Critics also said publicly that they think there is an ulterior motive in the special treatment for hydro — a clearer path for the troubled Northern Pass deal between Hydro-Quebec and Northeast Utilities.

Northern Pass is a planned, $1.2 billon, 180-mile transmission line from Canada into New England, largely through New Hampshire, which has fought the project for years, slowing any movement toward actually building it to a crawl. What better way to move it along, said Christophe Courchesne, a New Hampshire-based staff attorney for the Conservation Law Foundation, than to have a sure market for that power.

Courchesne said NU and Hydro-Quebec — notable for being among the very few groups supporting SB 1138 — have a transmission service agreement that is very lucrative for NU. It was negotiated when gas prices were at least three times higher than they are now, but it runs out in February 2014. NU would need an extension, which could also force them to renegotiate less favorable terms.

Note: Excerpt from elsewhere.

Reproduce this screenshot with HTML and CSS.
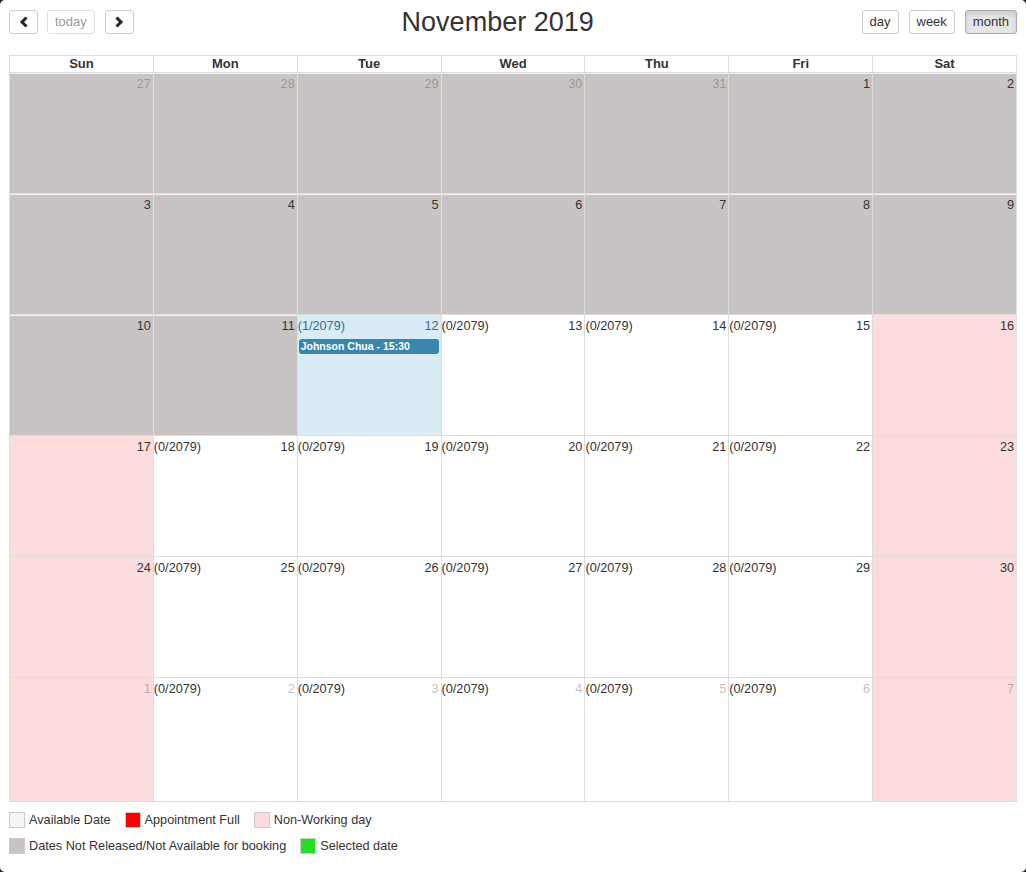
FILE: index.html
```html
<!DOCTYPE html>
<html lang="en">
<head>
<meta charset="UTF-8">
<meta name="viewport" content="width=device-width, initial-scale=1.0">
<title>Appointment Calendar</title>
<link rel="stylesheet" href="styles.css">
</head>
<body>
<div id="panel">
    <div class="toolbar">
        <div class="btn-group">
            <button class="btn icon-btn" title="prev">
                <svg width="10" height="12" viewBox="0 0 10 12"><polyline points="7.5,1.5 3,6 7.5,10.5" fill="none" stroke="#262626" stroke-width="3"/></svg>
            </button>
            <button class="btn" disabled>today</button>
            <button class="btn icon-btn" title="next">
                <svg width="10" height="12" viewBox="0 0 10 12"><polyline points="2.5,1.5 7,6 2.5,10.5" fill="none" stroke="#262626" stroke-width="3"/></svg>
            </button>
        </div>
        <h2>November 2019</h2>
        <div class="btn-group right">
            <button class="btn">day</button>
            <button class="btn">week</button>
            <button class="btn active">month</button>
        </div>
    </div>

    <div class="month">
        <div class="head">Sun</div>
        <div class="head">Mon</div>
        <div class="head">Tue</div>
        <div class="head">Wed</div>
        <div class="head">Thu</div>
        <div class="head">Fri</div>
        <div class="head">Sat</div>

        <!-- week 1 -->
        <div class="day off other"><div class="top"><span></span><span class="num">27</span></div></div>
        <div class="day off other"><div class="top"><span></span><span class="num">28</span></div></div>
        <div class="day off other"><div class="top"><span></span><span class="num">29</span></div></div>
        <div class="day off other"><div class="top"><span></span><span class="num">30</span></div></div>
        <div class="day off other"><div class="top"><span></span><span class="num">31</span></div></div>
        <div class="day off"><div class="top"><span></span><span class="num">1</span></div></div>
        <div class="day off"><div class="top"><span></span><span class="num">2</span></div></div>

        <!-- week 2 -->
        <div class="day off"><div class="top"><span></span><span class="num">3</span></div></div>
        <div class="day off"><div class="top"><span></span><span class="num">4</span></div></div>
        <div class="day off"><div class="top"><span></span><span class="num">5</span></div></div>
        <div class="day off"><div class="top"><span></span><span class="num">6</span></div></div>
        <div class="day off"><div class="top"><span></span><span class="num">7</span></div></div>
        <div class="day off"><div class="top"><span></span><span class="num">8</span></div></div>
        <div class="day off"><div class="top"><span></span><span class="num">9</span></div></div>

        <!-- week 3 -->
        <div class="day off"><div class="top"><span></span><span class="num">10</span></div></div>
        <div class="day off"><div class="top"><span></span><span class="num">11</span></div></div>
        <div class="day today">
            <div class="top"><span class="count">(1/2079)</span><span class="num">12</span></div>
            <div class="event">Johnson Chua - 15:30</div>
        </div>
        <div class="day"><div class="top"><span class="count">(0/2079)</span><span class="num">13</span></div></div>
        <div class="day"><div class="top"><span class="count">(0/2079)</span><span class="num">14</span></div></div>
        <div class="day"><div class="top"><span class="count">(0/2079)</span><span class="num">15</span></div></div>
        <div class="day holiday"><div class="top"><span></span><span class="num">16</span></div></div>

        <!-- week 4 -->
        <div class="day holiday"><div class="top"><span></span><span class="num">17</span></div></div>
        <div class="day"><div class="top"><span class="count">(0/2079)</span><span class="num">18</span></div></div>
        <div class="day"><div class="top"><span class="count">(0/2079)</span><span class="num">19</span></div></div>
        <div class="day"><div class="top"><span class="count">(0/2079)</span><span class="num">20</span></div></div>
        <div class="day"><div class="top"><span class="count">(0/2079)</span><span class="num">21</span></div></div>
        <div class="day"><div class="top"><span class="count">(0/2079)</span><span class="num">22</span></div></div>
        <div class="day holiday"><div class="top"><span></span><span class="num">23</span></div></div>

        <!-- week 5 -->
        <div class="day holiday"><div class="top"><span></span><span class="num">24</span></div></div>
        <div class="day"><div class="top"><span class="count">(0/2079)</span><span class="num">25</span></div></div>
        <div class="day"><div class="top"><span class="count">(0/2079)</span><span class="num">26</span></div></div>
        <div class="day"><div class="top"><span class="count">(0/2079)</span><span class="num">27</span></div></div>
        <div class="day"><div class="top"><span class="count">(0/2079)</span><span class="num">28</span></div></div>
        <div class="day"><div class="top"><span class="count">(0/2079)</span><span class="num">29</span></div></div>
        <div class="day holiday"><div class="top"><span></span><span class="num">30</span></div></div>

        <!-- week 6 -->
        <div class="day last holiday other"><div class="top"><span></span><span class="num">1</span></div></div>
        <div class="day last other"><div class="top"><span class="count">(0/2079)</span><span class="num">2</span></div></div>
        <div class="day last other"><div class="top"><span class="count">(0/2079)</span><span class="num">3</span></div></div>
        <div class="day last other"><div class="top"><span class="count">(0/2079)</span><span class="num">4</span></div></div>
        <div class="day last other"><div class="top"><span class="count">(0/2079)</span><span class="num">5</span></div></div>
        <div class="day last other"><div class="top"><span class="count">(0/2079)</span><span class="num">6</span></div></div>
        <div class="day last holiday other"><div class="top"><span></span><span class="num">7</span></div></div>
    </div>

    <div class="legend">
        <div class="legend-row">
            <span class="swatch available"></span><span>Available Date</span>
            <span class="swatch full"></span><span>Appointment Full</span>
            <span class="swatch nonworking"></span><span>Non-Working day</span>
        </div>
        <div class="legend-row">
            <span class="swatch closed"></span><span>Dates Not Released/Not Available for booking</span>
            <span class="swatch selected"></span><span>Selected date</span>
        </div>
    </div>
</div>
</body>
</html>
```

FILE: styles.css
```css
html {
    background-color: #1e1e24;
}
body {
    margin: 0;
    font-family: "Liberation Sans", Arial, sans-serif;
    font-size: 12.7px;
    color: #333;
}
#panel {
    background-color: #fff;
    border-radius: 5px;
    height: 872px;
    box-sizing: border-box;
    padding: 9px;
}
.toolbar {
    display: flex;
    align-items: center;
    height: 24px;
    margin-top: 1px;
    margin-bottom: 21px;
}
.toolbar h2 {
    flex: 1;
    margin: 0;
    text-align: center;
    font-size: 27px;
    font-weight: normal;
    line-height: 24px;
    color: #333;
}
.btn-group {
    display: flex;
    gap: 9px;
}
.btn-group.right {
    gap: 10px;
}
.btn {
    height: 24px;
    padding: 0 7px;
    border: 1px solid #ccc;
    border-radius: 3px;
    background-color: #fff;
    font-family: inherit;
    font-size: 13px;
    color: #333;
    line-height: 22px;
    display: flex;
    align-items: center;
    justify-content: center;
}
.icon-btn {
    width: 29px;
    padding: 0;
}
.btn-group .icon-btn + .btn {
    margin-right: 1px;
}
.btn:disabled {
    color: #999;
    border-color: #e0e0e0;
}
.btn.active {
    background-color: #e6e6e6;
    border-color: #adadad;
    box-shadow: inset 0 3px 5px rgba(0, 0, 0, 0.125);
}
.month {
    display: grid;
    grid-template-columns: repeat(7, 1fr);
    border-left: 1px solid #ddd;
    border-top: 1px solid #ddd;
}
.head {
    border-right: 1px solid #ddd;
    border-bottom: 1px solid #ddd;
    text-align: center;
    font-weight: bold;
    font-size: 13px;
    line-height: 16px;
    height: 16px;
}
.day {
    border-right: 1px solid #ddd;
    border-bottom: 1px solid #ddd;
    height: 120px;
    background-color: #fff;
}
.day.last {
    height: 123px;
}
.day.off {
    background-color: #c8c4c3;
    box-shadow: inset 0 1px 0 #f2f2f2;
}
.day.holiday {
    background-color: #fddcdd;
}
.day.today {
    background-color: #d9ebf5;
    color: #31708f;
}
.top {
    display: flex;
    justify-content: space-between;
    padding: 3px 2px 0 0;
    line-height: 16px;
}
.other .num {
    opacity: 0.3;
}
.event {
    margin: 5px 2px 0 1px;
    background-color: #3a87ad;
    color: #fff;
    font-weight: bold;
    font-size: 10.5px;
    line-height: 15px;
    height: 15px;
    padding: 0 2px;
    border-radius: 3px;
}
.legend {
    margin-top: 10px;
}
.legend-row {
    display: flex;
    align-items: center;
    height: 16px;
    margin-bottom: 10px;
}
.swatch {
    width: 14px;
    height: 14px;
    border: 1px solid #ccc;
    margin-right: 4px;
    margin-left: 14px;
}
.legend-row .swatch:first-child {
    margin-left: 0;
}
.swatch.available { background-color: #f5f5f5; }
.swatch.full { background-color: #ff0000; }
.swatch.nonworking { background-color: #fddcdd; }
.swatch.closed { background-color: #c8c4c3; }
.swatch.selected { background-color: #22e022; }
```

“I’m not a real conspiracy theorist, but it’s very clear to me at least that the economics of the project as originally conceived by NU warrant an urgency and desperation to have some progress,” Courchesne said.

But DEEP and Energy Committee leadership denied that was the case. “That somehow this whole thing is to promote Northern Pass couldn’t be further from the truth,” Stratton said. She said existing lines could handle the hydro even in 2025.

The point, said Duff, the committee co-chairman, “is to help reduce ratepayer costs.” And for all the bill’s faults, he thinks it will do that. “I think some people are trying to make perfect be the enemy of good.”